What you are asked to do:
Leave the pictures out and retype the lines from the beginning through the line with "const topSegments = [175, 151, 136, 359];", both ends included.

——

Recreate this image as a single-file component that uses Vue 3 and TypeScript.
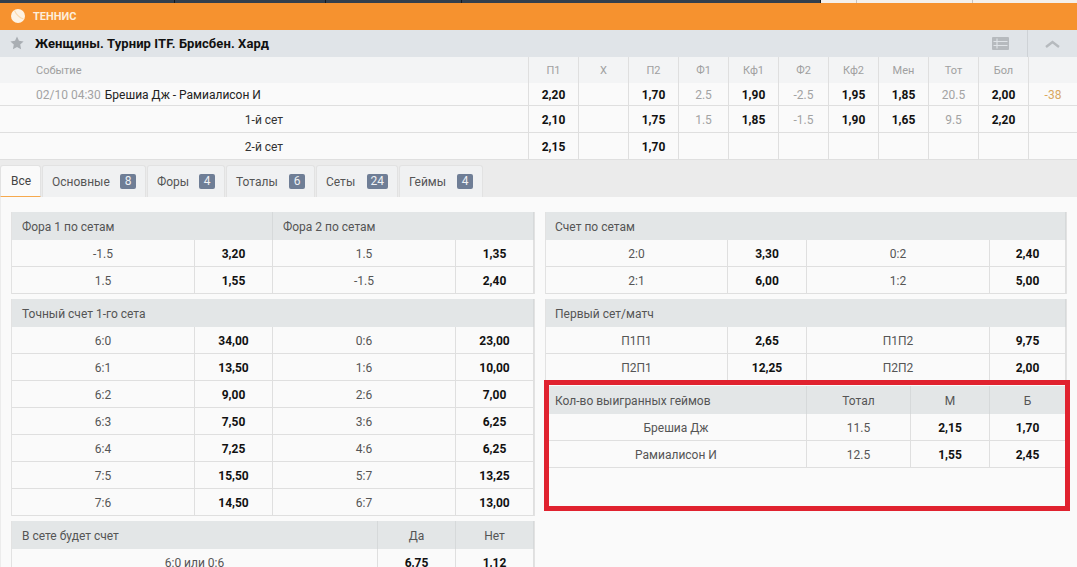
<script setup lang="ts">
interface HeadCell {
  text: string;
  span?: number;
  center?: boolean;
}

interface Market {
  cols: string;
  head: HeadCell[];
  rows: string[][];
}

const eventHead = ["П1", "Х", "П2", "Ф1", "Кф1", "Ф2", "Кф2", "Мен", "Тот", "Бол", ""];

const eventRows = [
  { name: "", date: "02/10 04:30", title: "Брешиа Дж - Рамиалисон И", cells: ["2,20", "", "1,70", "2.5", "1,90", "-2.5", "1,95", "1,85", "20.5", "2,00", "-38"] },
  { name: "1-й сет", date: "", title: "", cells: ["2,10", "", "1,75", "1.5", "1,85", "-1.5", "1,90", "1,65", "9.5", "2,20", ""] },
  { name: "2-й сет", date: "", title: "", cells: ["2,15", "", "1,70", "", "", "", "", "", "", "", ""] },
];

const tabs = [
  { label: "Все", count: 0, width: 41 },
  { label: "Основные", count: 8, width: 104 },
  { label: "Форы", count: 4, width: 78 },
  { label: "Тоталы", count: 6, width: 89 },
  { label: "Сеты", count: 24, width: 82 },
  { label: "Геймы", count: 4, width: 84 },
];

const topSegments = [175, 151, 136, 359];

const leftMarkets: Market[] = [
  {
    cols: "four",
    head: [
      { text: "Фора 1 по сетам", span: 2 },
      { text: "Фора 2 по сетам", span: 2 },
    ],
    rows: [
      ["-1.5", "3,20", "1.5", "1,35"],
      ["1.5", "1,55", "-1.5", "2,40"],
    ],
  },
  {
    cols: "four",
    head: [{ text: "Точный счет 1-го сета", span: 4 }],
    rows: [
      ["6:0", "34,00", "0:6", "23,00"],
      ["6:1", "13,50", "1:6", "10,00"],
      ["6:2", "9,00", "2:6", "7,00"],
      ["6:3", "7,50", "3:6", "6,25"],
      ["6:4", "7,25", "4:6", "6,25"],
      ["7:5", "15,50", "5:7", "13,25"],
      ["7:6", "14,50", "6:7", "13,00"],
    ],
  },
  {
    cols: "three",
    head: [
      { text: "В сете будет счет" },
      { text: "Да", center: true },
      { text: "Нет", center: true },
    ],
    rows: [["6:0 или 0:6", "6,75", "1,12"]],
  },
];

const rightMarkets: Market[] = [
  {
    cols: "four-right",
    head: [{ text: "Счет по сетам", span: 4 }],
    rows: [
      ["2:0", "3,30", "0:2", "2,40"],
      ["2:1", "6,00", "1:2", "5,00"],
    ],
  },
  {
    cols: "four-right",
    head: [{ text: "Первый сет/матч", span: 4 }],
    rows: [
      ["П1П1", "2,65", "П1П2", "9,75"],
      ["П2П1", "12,25", "П2П2", "2,00"],
    ],
  },
  {
    cols: "games",
    head: [
      { text: "Кол-во выигранных геймов" },
      { text: "Тотал", center: true },
      { text: "М", center: true },
      { text: "Б", center: true },
    ],
    rows: [
      ["Брешиа Дж", "11.5", "2,15", "1,70"],
      ["Рамиалисон И", "12.5", "1,55", "2,45"],
    ],
  },
];

const isOdd = (text: string) => /^\d+,\d+$/.test(text);
</script>

<template>
  <div class="page">
    <div class="top-strip">
      <span v-for="w in topSegments" :key="w" class="segment" :style="{ width: w + 'px' }"></span>
      <span class="segment light" style="width: 36px"></span>
      <span class="segment light" style="width: 116px"></span>
      <span class="segment light last"></span>
    </div>

    <div class="sport-bar">
      <svg class="ball" width="14" height="14" viewBox="0 0 14 14">
        <circle cx="7" cy="7" r="7" fill="#fdf3e4" />
        <path d="M3.5 1.5C5 5 8 8.5 12.5 10" fill="none" stroke="#fad9ae" stroke-width="1.1" />
      </svg>
      <span class="sport-name">ТЕННИС</span>
    </div>

    <div class="league-bar">
      <svg class="star" width="14" height="14" viewBox="0 0 24 24">
        <path d="M12 1l3.4 7.3 7.9 1-5.8 5.4 1.5 7.9L12 18.7l-7 3.9 1.5-7.9L.7 9.3l7.9-1z" fill="#a9aeb3" />
      </svg>
      <span class="league-name">Женщины. Турнир ITF. Брисбен. Хард</span>
      <div class="league-icon list">
        <svg width="17" height="13" viewBox="0 0 17 13">
          <rect width="17" height="13" rx="1" fill="#b6babe" />
          <path d="M1.5 4.5h14M1.5 8.5h14M5 1.5v10" stroke="#e0e4e8" stroke-width="1.1" />
        </svg>
      </div>
      <div class="league-icon chevron">
        <svg width="15" height="8" viewBox="0 0 15 8">
          <path d="M1 7l6.5-5L14 7" fill="none" stroke="#b6babe" stroke-width="2.4" />
        </svg>
      </div>
    </div>

    <div class="event-table">
      <div class="event-row head">
        <div class="event-name">Событие</div>
        <div v-for="(h, i) in eventHead" :key="i" class="cell">{{ h }}</div>
      </div>
      <div v-for="(row, r) in eventRows" :key="r" class="event-row" :class="'row-' + r">
        <div class="event-name" :class="{ centered: row.name }">
          <template v-if="row.name">{{ row.name }}</template>
          <template v-else>
            <span class="date">{{ row.date }}</span>
            <span class="title">{{ row.title }}</span>
          </template>
        </div>
        <div
          v-for="(c, i) in row.cells"
          :key="i"
          class="cell"
          :class="{ odd: isOdd(c), diff: i === 10, param: !isOdd(c) && i !== 10 }"
        >
          {{ c }}
        </div>
      </div>
    </div>

    <div class="tabs">
      <div
        v-for="(tab, i) in tabs"
        :key="tab.label"
        class="tab"
        :class="{ active: i === 0 }"
        :style="{ width: tab.width + 'px' }"
      >
        {{ tab.label }}
        <span v-if="tab.count" class="badge">{{ tab.count }}</span>
      </div>
    </div>

    <div class="markets">
      <div v-for="(group, g) in [leftMarkets, rightMarkets]" :key="g" class="market-col">
        <div v-for="m in group" :key="m.head[0].text" class="market" :class="m.cols">
          <div
            v-for="h in m.head"
            :key="h.text"
            class="market-head"
            :class="{ center: h.center }"
            :style="h.span ? { gridColumn: 'span ' + h.span } : undefined"
          >
            {{ h.text }}
          </div>
          <template v-for="(row, r) in m.rows" :key="r">
            <div v-for="(c, i) in row" :key="i" class="market-cell" :class="{ odd: isOdd(c) }">{{ c }}</div>
          </template>
        </div>
      </div>
      <div class="highlight"></div>
    </div>
  </div>
</template>

<style scoped>
.page {
  width: 1077px;
  font-family: Roboto, "Liberation Sans", sans-serif;
  font-size: 12px;
  color: #222;
  background: #fafafa;
}

.top-strip {
  display: flex;
  height: 3px;
  background: #333f4d;
}

.segment {
  box-sizing: border-box;
  border-right: 1px solid #15191f;
}

.segment.light {
  background: #f4f0ec;
  border-right-color: #c8c4c0;
}

.segment.last {
  flex: 1;
  border-right: none;
}

.sport-bar {
  display: flex;
  align-items: center;
  height: 27px;
  padding-left: 11px;
  background: #f6922f;
}

.ball {
  margin-top: -1px;
}

.sport-name {
  margin-left: 8px;
  font-size: 11px;
  font-weight: 700;
  color: #fdeedb;
}

.league-bar {
  display: flex;
  align-items: center;
  height: 27px;
  padding-left: 10px;
  background: #e0e4e8;
}

.star {
  margin-top: -1px;
}

.league-name {
  margin-left: 11px;
  font-size: 13px;
  font-weight: 700;
  letter-spacing: 0.1px;
  color: #111;
}

.league-icon {
  display: flex;
  align-items: center;
  justify-content: center;
  height: 100%;
}

.league-icon.list {
  margin-left: auto;
  width: 49px;
  padding-right: 5px;
  box-sizing: border-box;
}

.league-icon.chevron {
  width: 49px;
  border-left: 1px solid #ced2d6;
}

.event-table {
  background: #fafafa;
}

.event-row {
  display: grid;
  grid-template-columns: 528px repeat(10, 50px) 49px;
  height: 27px;
  box-sizing: border-box;
  border-bottom: 1px solid #dfdfdf;
}

.event-row.head {
  height: 26px;
  background: #f3f4f5;
  border-bottom: none;
  color: #a0a0a0;
  font-size: 11px;
}

.event-row.row-0 {
  height: 23px;
}

.event-name {
  display: flex;
  align-items: center;
  padding-left: 36px;
}

.event-row.row-0 .event-name {
  padding-top: 1px;
}

.event-name.centered {
  justify-content: center;
  padding-left: 0;
  padding-top: 2px;
  color: #333;
}

.date {
  color: #a3a3a3;
}

.title {
  margin-left: 4px;
  color: #222;
}

.cell {
  display: flex;
  align-items: center;
  justify-content: center;
  border-left: 1px solid #dfdfdf;
}

.event-row:not(.head) .cell {
  padding-top: 1px;
}

.cell.param {
  color: #a3a3a3;
}

.cell.diff {
  color: #d9a860;
}

.odd {
  font-weight: 700;
  color: #111;
}

.tabs {
  display: flex;
  height: 37px;
  box-sizing: border-box;
  padding-top: 5px;
  background: #ebebeb;
}

.tab {
  display: flex;
  align-items: center;
  justify-content: space-between;
  box-sizing: border-box;
  height: 32px;
  margin-right: 1px;
  padding: 0 9px;
  background: #f0f1f2;
  border: 1px solid #e2e2e2;
  border-bottom: none;
  border-radius: 3px 3px 0 0;
  color: #555;
}

.tab.active {
  padding-left: 10px;
  background: #fafafa;
  border-bottom: 1px solid #f6a94e;
  color: #444;
}

.badge {
  min-width: 16px;
  padding: 0 4px;
  box-sizing: border-box;
  height: 15px;
  border-radius: 2px;
  background: #6f7e96;
  color: #f0f2f5;
  font-size: 12px;
  line-height: 15px;
  text-align: center;
}

.markets {
  position: relative;
  display: flex;
  gap: 10px;
  height: 370px;
  overflow: hidden;
  padding: 15px 10px 0 11px;
  border-left: 1px solid #ececec;
  box-sizing: border-box;
}

.market-col {
  display: flex;
  flex-direction: column;
  gap: 5px;
}

.market-col:first-child {
  margin-left: -1px;
  width: 524px;
}

.market-col:nth-child(2) {
  width: 522px;
}

.market {
  display: grid;
  border-left: 1px solid #e2e2e2;
  border-right: 1px solid #e2e2e2;
}

.market.four {
  grid-template-columns: 183px 78px 183px 1fr;
}

.market.four-right {
  grid-template-columns: 182px 79px 183px 1fr;
}

.market.three {
  grid-template-columns: 366px 78px 1fr;
}

.market.games {
  grid-template-columns: 261px 104px 79px 1fr;
}

.market-head {
  display: flex;
  align-items: center;
  height: 28px;
  box-sizing: border-box;
  padding: 1px 0 0 10px;
  background: #e3e6e7;
  border-right: 1px solid #d6d9da;
  color: #555;
}

.market-col:nth-child(2) .market-head {
  padding-left: 9px;
}

.market-head:last-of-type {
  border-right: none;
}

.market-col .market-head.center {
  justify-content: center;
  padding-left: 0;
}

.market-cell {
  display: flex;
  align-items: center;
  justify-content: center;
  height: 27px;
  box-sizing: border-box;
  padding-top: 1px;
  border-right: 1px solid #dfdfdf;
  border-bottom: 1px solid #dfdfdf;
  color: #555;
}

.market-cell.odd {
  color: #111;
}

.highlight {
  position: absolute;
  left: 543px;
  top: 183px;
  width: 526px;
  height: 131px;
  box-sizing: border-box;
  border: 5px solid #e0222f;
}
</style>

<style>
html,
body {
  overflow: hidden;
}
</style>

——

In response:
Recreate this image as a single-file component that uses Vue 3 and TypeScript.
<script setup lang="ts">
interface HeadCell {
  text: string;
  span?: number;
  center?: boolean;
}

interface Market {
  cols: string;
  head: HeadCell[];
  rows: string[][];
}

const eventHead = ["П1", "Х", "П2", "Ф1", "Кф1", "Ф2", "Кф2", "Мен", "Тот", "Бол", ""];

const eventRows = [
  { name: "", date: "02/10 04:30", title: "Брешиа Дж - Рамиалисон И", cells: ["2,20", "", "1,70", "2.5", "1,90", "-2.5", "1,95", "1,85", "20.5", "2,00", "-38"] },
  { name: "1-й сет", date: "", title: "", cells: ["2,10", "", "1,75", "1.5", "1,85", "-1.5", "1,90", "1,65", "9.5", "2,20", ""] },
  { name: "2-й сет", date: "", title: "", cells: ["2,15", "", "1,70", "", "", "", "", "", "", "", ""] },
];

const tabs = [
  { label: "Все", count: 0, width: 41 },
  { label: "Основные", count: 8, width: 104 },
  { label: "Форы", count: 4, width: 78 },
  { label: "Тоталы", count: 6, width: 89 },
  { label: "Сеты", count: 24, width: 82 },
  { label: "Геймы", count: 4, width: 84 },
];

const topSegments = [175, 151, 136, 359];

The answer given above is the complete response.